OK, this is not a proof, just an intuition. Seems to me that even if you use something else instead of S.I., the S.I. may appear spontaneously anyway; so it is a “natural” distribution. (Similarly, the Gauss curve is a natural distribution for adding independent random variables. If you don’t like it, just choose a different curve F(x), and then calculate what happens if you add together thousand or million random numbers selected by F(x)… the result will be more and more similar to the Gauss curve.)
The algorithmic probability of a string is the probability that the binary sequence will be obtained when you feed infinite string of random digits on input tape to universal prefix Turing machine (look up prefix Turing machine for more info).
The sum weighted by powers of two is simply the alternative way of writing it down as the probability of obtaining specific prefix of length l via coin flips is 2^-l , in the model whereby you split the string into some ‘prefix’ that is executed as program, and the ‘data’. This division is pretty arbitrary as the prefix may be an interpreter.
AFAIK, Solomonoff induction can be specified in such way: probability of seeing 1 after [string] is algorithmic probability ( [ string ] 1 ) / algorithmic_probability ( [ string ] )
Further reading: papers by Marcus Hutter.
edit: i’ve always said that markdown is for people who use italics more than algebra.
edit2: and if its not clear from the post, the programs are self delimiting; this is what specifies the end of program. Prefix turing machine does not have special ‘stop’ marker. The end of program is largely in the eye of the beholder; you can make a prefix that would proceed to read the input tape and output the digits from input tape; you can view it as a short program, or you can view it as a set of of infinitely long programs.
This is a completely different explanation, and I am not sure about its correctness. But it may help your intuition.
Imagine that you randomly generate programs in a standard computer language. And—contrary to the S.I. assumption—let’s say that all those programs have the same length N.
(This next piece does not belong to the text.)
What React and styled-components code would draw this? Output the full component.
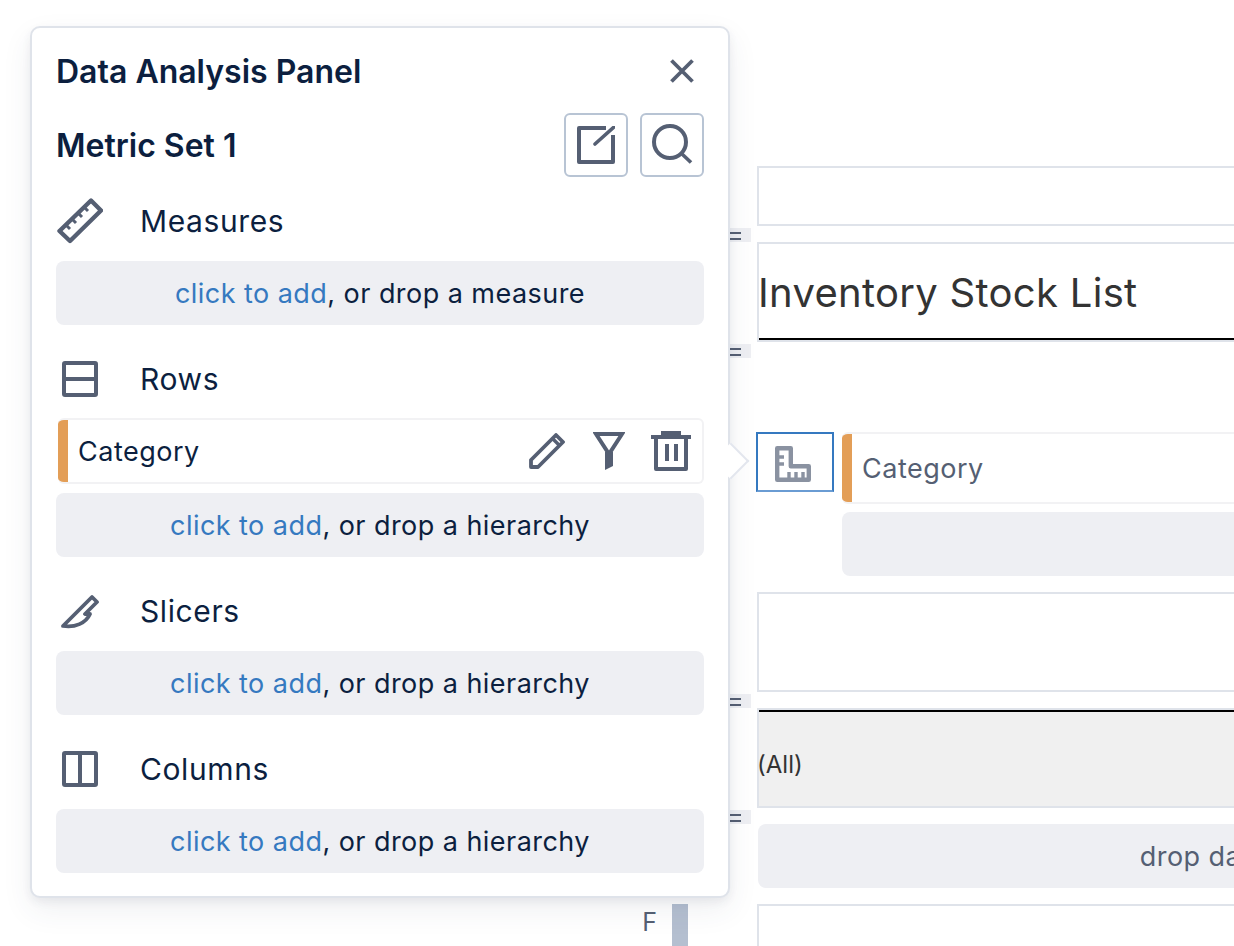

Let’s try a few examples. For simplicity, let’s suppose that the input is in variable x, and the programming language has only two commands: “x++” (increases x by one) and “return x” (returns the current value of x as a result). There are four possible programs:
x++;
x++;
x++;
return x;
return x;
x++;
return x;
return x;
The first program does not return a value. Let’s say that it is not a valid program, and remove it from the pool. The second program returns the value “x+1”. The third and fourth programs both return the value “x”, because both are equivalent to one-line program “return x”.
It seems that the shorter programs have an advantage, because a longer program can give the same results as the shorter program. More precisely, for every short program, there are infinitely many equivalent longer programs; as you increase the maximum allowed length N, you increase their numbers exponentially (though not necessarily 2^x exponentially; this is just a result of our example language having 2 instructions). This is why in this example the one-line program won the competition, even if it wasn’t allowed to participate.
OK, this is not a proof, just an intuition. Seems to me that even if you use something else instead of S.I., the S.I. may appear spontaneously anyway; so it is a “natural” distribution. (Similarly, the Gauss curve is a natural distribution for adding independent random variables. If you don’t like it, just choose a different curve F(x), and then calculate what happens if you add together thousand or million random numbers selected by F(x)… the result will be more and more similar to the Gauss curve.)
The algorithmic probability of a string is the probability that the binary sequence will be obtained when you feed infinite string of random digits on input tape to universal prefix Turing machine (look up prefix Turing machine for more info).
The sum weighted by powers of two is simply the alternative way of writing it down as the probability of obtaining specific prefix of length l via coin flips is 2^-l , in the model whereby you split the string into some ‘prefix’ that is executed as program, and the ‘data’. This division is pretty arbitrary as the prefix may be an interpreter.
AFAIK, Solomonoff induction can be specified in such way: probability of seeing 1 after [string] is algorithmic probability ( [ string ] 1 ) / algorithmic_probability ( [ string ] )
Further reading: papers by Marcus Hutter.
edit: i’ve always said that markdown is for people who use italics more than algebra.
edit2: and if its not clear from the post, the programs are self delimiting; this is what specifies the end of program. Prefix turing machine does not have special ‘stop’ marker. The end of program is largely in the eye of the beholder; you can make a prefix that would proceed to read the input tape and output the digits from input tape; you can view it as a short program, or you can view it as a set of of infinitely long programs.